A Review of Parting The Waters by Taylor Branch
This. Book. Is. SO. Good. Wow.
It spans the decade of 1954-1963 and tells the epic tale of Martin Luther King Jr’s civil rights struggles. It is not your snapshot version: clocking in at over 900 pages, you get the real meat of the story. You live through that decade as you read.
This means you get all the nitty gritty details of each 1950′s-era news cycle. An altercation occurs! King comments on it… People disparage him! He feels stuck… But just weeks later, the comments are forgotten and the next battle is at hand. It gives you great a perspective on all of today’s political controversies, and it exposes their silliness.

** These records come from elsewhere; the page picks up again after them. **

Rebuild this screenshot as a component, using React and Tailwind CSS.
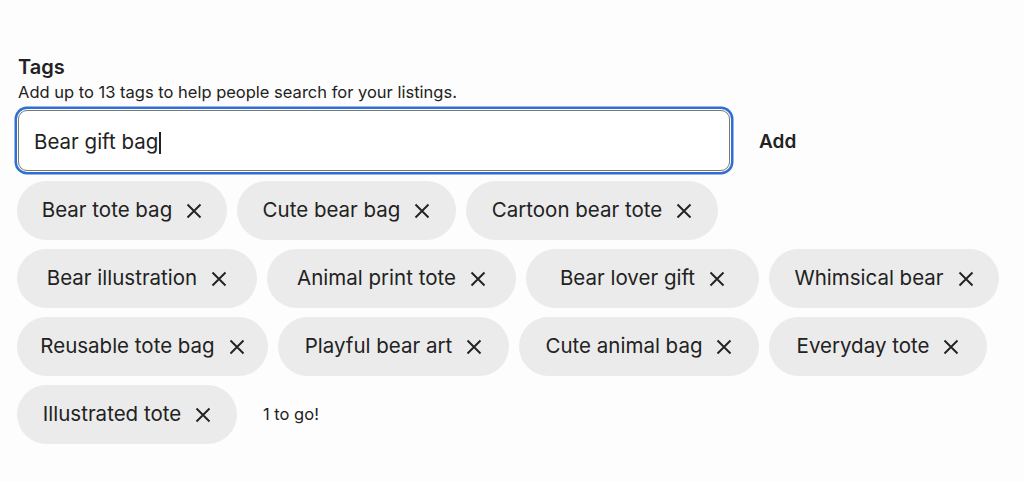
import React from 'react';

const rows = [
  [
    { label: 'Bear tote bag', w: 'w-[210px]' },
    { label: 'Cute bear bag', w: 'w-[219px]' },
    { label: 'Cartoon bear tote', w: 'w-[252px]' },
  ],
  [
    { label: 'Bear illustration', w: 'w-[240px]' },
    { label: 'Animal print tote', w: 'w-[249px]' },
    { label: 'Bear lover gift', w: 'w-[233px]' },
    { label: 'Whimsical bear', w: 'w-[230px]' },
  ],
  [
    { label: 'Reusable tote bag', w: 'w-[251px]' },
    { label: 'Playful bear art', w: 'w-[231px]' },
    { label: 'Cute animal bag', w: 'w-[240px]' },
    { label: 'Everyday tote', w: 'w-[218px]' },
  ],
  [{ label: 'Illustrated tote', w: 'w-[220px]' }],
];

const CloseIcon = () => (
  <svg width="16" height="16" viewBox="0 0 16 16" fill="none" stroke="#222" strokeWidth="1.9">
    <path d="M1.5 1.5 L14.5 14.5 M14.5 1.5 L1.5 14.5" />
  </svg>
);

const Tag = ({ label, w }) => (
  <div className={`${w} flex items-center justify-center gap-[14px] h-[59px] rounded-full bg-[#ebebeb] text-[20.5px] text-[#222]`}>
    <span>{label}</span>
    <CloseIcon />
  </div>
);

export default function App() {
  return (
    <div
      className="w-[1024px] h-[482px] bg-[#fdfdfd] pl-[17px] pt-[55px] text-[#222]"
      style={{ fontFamily: 'Inter, "Noto Sans", sans-serif' }}
    >
      <h2 className="pl-[1px] text-[20px] font-semibold leading-[24px]">Tags</h2>
      <p className="pl-[1px] mt-[3px] text-[16.5px] leading-[20px]">Add up to 13 tags to help people search for your listings.</p>

      <div className="flex items-center mt-[8px]">
        <div className="ml-[1px] w-[712px] h-[61px] rounded-[9px] border border-[#777] bg-white ring-[2.5px] ring-[#2f6fd1] ring-offset-1 flex items-center pl-[15px] pt-[4px] text-[20.5px]">
          Bear gift bag<span className="ml-[1px] w-[1.5px] h-[22px] bg-[#222]" />
        </div>
        <button className="ml-[29px] pt-[3px] text-[19px] font-semibold">Add</button>
      </div>

      <div className="mt-[10px] flex flex-col gap-[9px]">
        {rows.map((row, i) => (
          <div key={i} className="flex items-center gap-[10px]">
            {row.map((t) => (
              <Tag key={t.label} label={t.label} w={t.w} />
            ))}
            {i === rows.length - 1 && <span className="ml-[16px] text-[16.5px]">1 to go!</span>}
          </div>
        ))}
      </div>
    </div>
  );
}
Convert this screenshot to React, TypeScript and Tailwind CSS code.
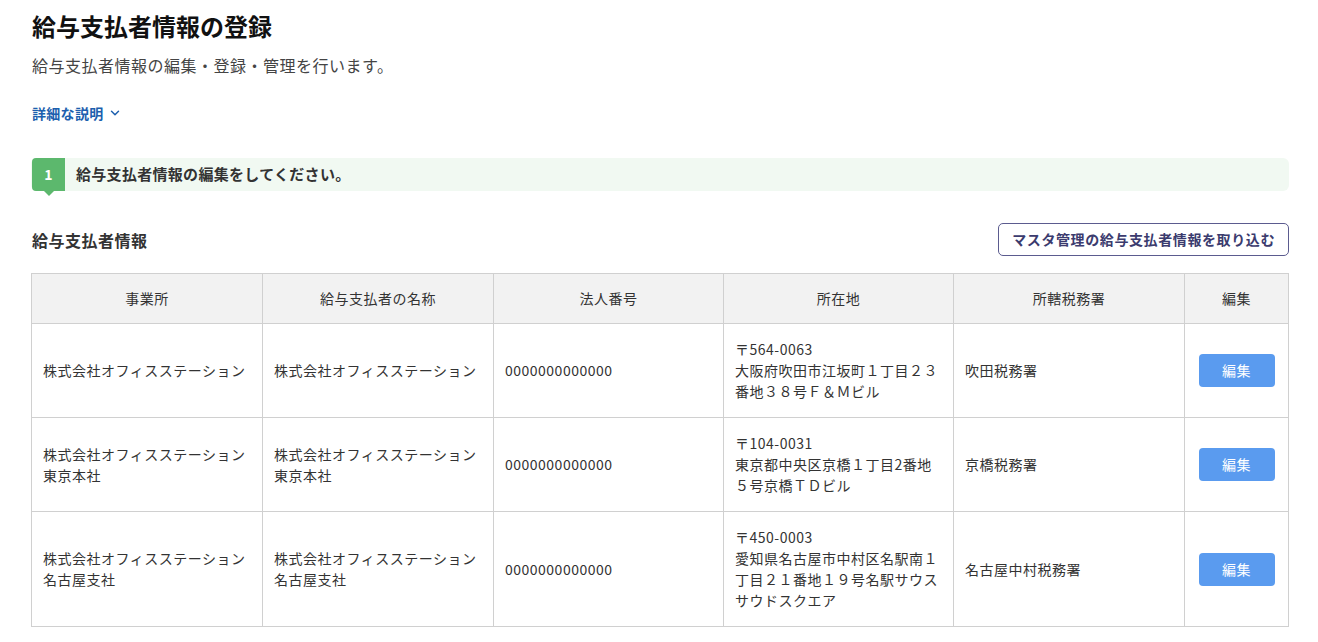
import { ChevronDown } from 'lucide-react';

const rows = [
  {
    office: ['株式会社オフィスステーション'],
    name: ['株式会社オフィスステーション'],
    corp: '0000000000000',
    addr: ['〒564-0063', '大阪府吹田市江坂町１丁目２３', '番地３８号Ｆ＆Ｍビル'],
    tax: '吹田税務署',
  },
  {
    office: ['株式会社オフィスステーション', '東京本社'],
    name: ['株式会社オフィスステーション', '東京本社'],
    corp: '0000000000000',
    addr: ['〒104-0031', '東京都中央区京橋１丁目2番地', '５号京橋ＴＤビル'],
    tax: '京橋税務署',
  },
  {
    office: ['株式会社オフィスステーション', '名古屋支社'],
    name: ['株式会社オフィスステーション', '名古屋支社'],
    corp: '0000000000000',
    addr: ['〒450-0003', '愛知県名古屋市中村区名駅南１', '丁目２１番地１９号名駅サウス', 'サウドスクエア'],
    tax: '名古屋中村税務署',
  },
];

const headers = ['事業所', '給与支払者の名称', '法人番号', '所在地', '所轄税務署', '編集'];

function Lines({ lines }: { lines: string[] }) {
  return (
    <>
      {lines.map(l => (
        <div key={l} className="whitespace-nowrap">{l}</div>
      ))}
    </>
  );
}

export default function App() {
  return (
    <div className="min-h-screen bg-white pl-[31px] pr-[29px] pt-[11px] text-[#333] font-['Noto_Sans_CJK_JP','Noto_Sans',sans-serif]">
      <h1 className="pl-px text-[24px] font-bold leading-[30px] text-[#111]">給与支払者情報の登録</h1>
      <p className="mt-[12px] pl-px text-[16px] leading-[24px] tracking-[0.5px] text-[#444]">給与支払者情報の編集・登録・管理を行います。</p>
      <button className="mt-[26px] ml-px flex items-center gap-1 text-[14px] font-bold leading-[20px] tracking-[0.3px] text-[#1c5fae]">
        詳細な説明
        <ChevronDown className="h-3.5 w-3.5" strokeWidth={2.5} />
      </button>

      {/* step */}
      <div className="mt-[35px] flex h-[33px] items-center rounded-md bg-[#f1f9f2]">
        <div className="relative ml-px flex h-[33px] w-[33px] items-center justify-center rounded-l-[4px] bg-[#5cb86d] text-[14px] font-bold text-white">
          1
          <span className="absolute -bottom-[5px] left-1/2 h-0 w-0 -translate-x-1/2 border-x-[5px] border-t-[5px] border-x-transparent border-t-[#5cb86d]" />
        </div>
        <p className="ml-[11px] text-[15px] font-bold tracking-[0.3px] text-[#333]">給与支払者情報の編集をしてください。</p>
      </div>

      {/* section header */}
      <div className="mt-[32px] flex items-center justify-between">
        <h2 className="pl-px text-[16px] font-bold tracking-[0.5px] text-[#333]">給与支払者情報</h2>
        <button className="h-[33px] rounded-[5px] border border-[#5b5b8f] bg-white px-[13px] text-[14px] font-bold tracking-[0.6px] text-[#3b3b6e]">
          マスタ管理の給与支払者情報を取り込む
        </button>
      </div>

      <table className="mt-[17px] w-full table-fixed border-collapse text-[14px] tracking-[0.5px] text-[#333]">
        <colgroup>
          <col className="w-[231px]" />
          <col className="w-[231px]" />
          <col className="w-[230px]" />
          <col className="w-[230px]" />
          <col className="w-[231px]" />
          <col />
        </colgroup>
        <thead>
          <tr className="h-[50px] bg-[#f2f2f2]">
            {headers.map(h => (
              <th key={h} className="border border-[#d0d0d0] text-center font-normal">{h}</th>
            ))}
          </tr>
        </thead>
        <tbody>
          {rows.map(r => (
            <tr key={r.addr[0]} className="leading-[21px]">
              <td className="border border-[#d0d0d0] px-[11px] py-[15px] align-middle"><Lines lines={r.office} /></td>
              <td className="border border-[#d0d0d0] px-[11px] py-[15px] align-middle"><Lines lines={r.name} /></td>
              <td className="border border-[#d0d0d0] px-[11px] py-[15px] align-middle">{r.corp}</td>
              <td className="border border-[#d0d0d0] px-[11px] py-[15px] align-middle"><Lines lines={r.addr} /></td>
              <td className="border border-[#d0d0d0] px-[11px] py-[15px] align-middle">{r.tax}</td>
              <td className="border border-[#d0d0d0] py-[15px] align-middle">
                <div className="flex justify-center">
                  <button className="h-[33px] w-[76px] rounded-[4px] bg-[#5a9bef] text-[14px] text-white">編集</button>
                </div>
              </td>
            </tr>
          ))}
        </tbody>
      </table>
    </div>
  );
}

Amazingly, you don’t get lost in the details. The book is truly an American Epic – the struggle of a people for their rights and freedom with some fascinating larger-than-life leaders grappling with each other publicly and privately. Lord of the Rings is good and all, but this is an astounding tale of the grandest scale, and real at that.
The story starts when Republicans were still the most favorable party to blacks, a vestige of Lincoln’s emancipation. But both parties include civil rights elements in the presidential election of 1960 – blacks are a demographic worth courting. Then Kennedy’s win is aided partly because he and RFK made two phone calls about King being in jail (it wasn’t just Daley in Chicago delivering votes!), which the black community responds to with a drastic shift in support. But! Kennedy heads a party full of viscously ardent segregationists in the south. That tension permeates the interactions between the racist southern governors and RFK at the Justice Department as the movement’s confrontations with segregated institutions ignite in conflict.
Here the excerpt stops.